Pourquoi ne pas être resté au sein de la cellule ?Mon contrat s’est terminé. Serge et Jean-Philippe ont œuvré pour que je reste mais je n’ai pas été conservé. Je n’ai pas eu plus d’explications. C’est mon club de cœur, j’avais très envie de rester. Surtout, bosser avec Serge et Jean-Philippe, c’est du bonheur. Ces mecs sont au top dans leur boulot. C’est un régal d’apprendre les ficelles du métier aux côtés des meilleurs. J’ai eu des pistes pour bosser depuis juillet, surtout avec des agents de joueurs mais ça ne m’intéresse pas trop. J’ai la fibre sportive, pas commerciale. J’ai envie de bosser pour un club. J’ai une petite centaine de joueurs dans mes dossiers qui évoluent en Pologne, Scandinavie etc. C’est ma carte de visite en somme. Il faut savoir qu’un joueur n’est jamais la découverte de quelqu’un. S’il joue déjà dans un club, c’est qu’il a déjà été supervisé. Il faut juste garder un œil ouvert sur lui. Ensuite, c’est le travail collectif. On a tous nos critères de sélection. C’est dans l’échange, notamment avec les plus anciens, qu’un rapport de qualité se fait.

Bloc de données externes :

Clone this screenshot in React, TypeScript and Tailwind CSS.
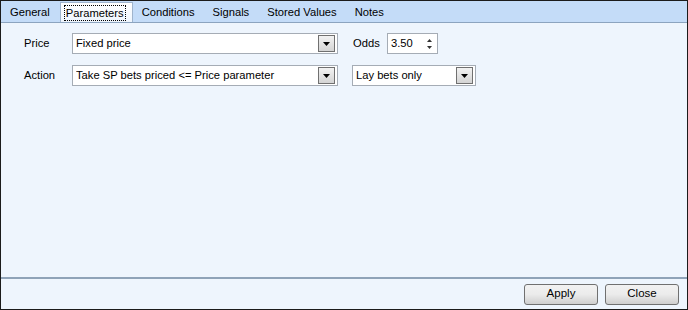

Et la cellule de Nice, peut-on dire qu’elle est de qualité ?Quand tu prends le cas Loïc Rémy, qui vient pour ensuite le revendre deux fois plus cher, c’est que tu avais vu juste. Idem pour Mounier ou Koulibaly, qui est passé par la Thaïlande. Sans parler de Digard, Civelli ou encore Pejčinović, qui évoluait en D2 allemande. C’est là que tu vois le boulot des mecs comme Serge et Jean-Philippe. On devrait plus souvent mettre en avant les réussites. Être recruteur au PSG, ça ne sert à rien actuellement. Les CV arrivent de partout. Lucas Moura, ce n’est ni une découverte ni un pari. Je sais qu’à un moment donné, Nice suivait Alexandre Büttner, le latéral gauche qui a signé à Manchester United pour 1,5 million d’euros. Le club était dessus mais parfois, il faut batailler avec des gros poissons. À Nice, la cellule avait remarqué les Hoarau et Hamouma à Gueugnon, les Corgnet à Dijon, Koscielny ou Giroud à Tours. Ensuite, il faut gagner la bataille financière et ce n’est pas toujours facile.
Tu l’as croisé, Dario Cvitanich ?Même pas. Et je n’ai pas son maillot non plus.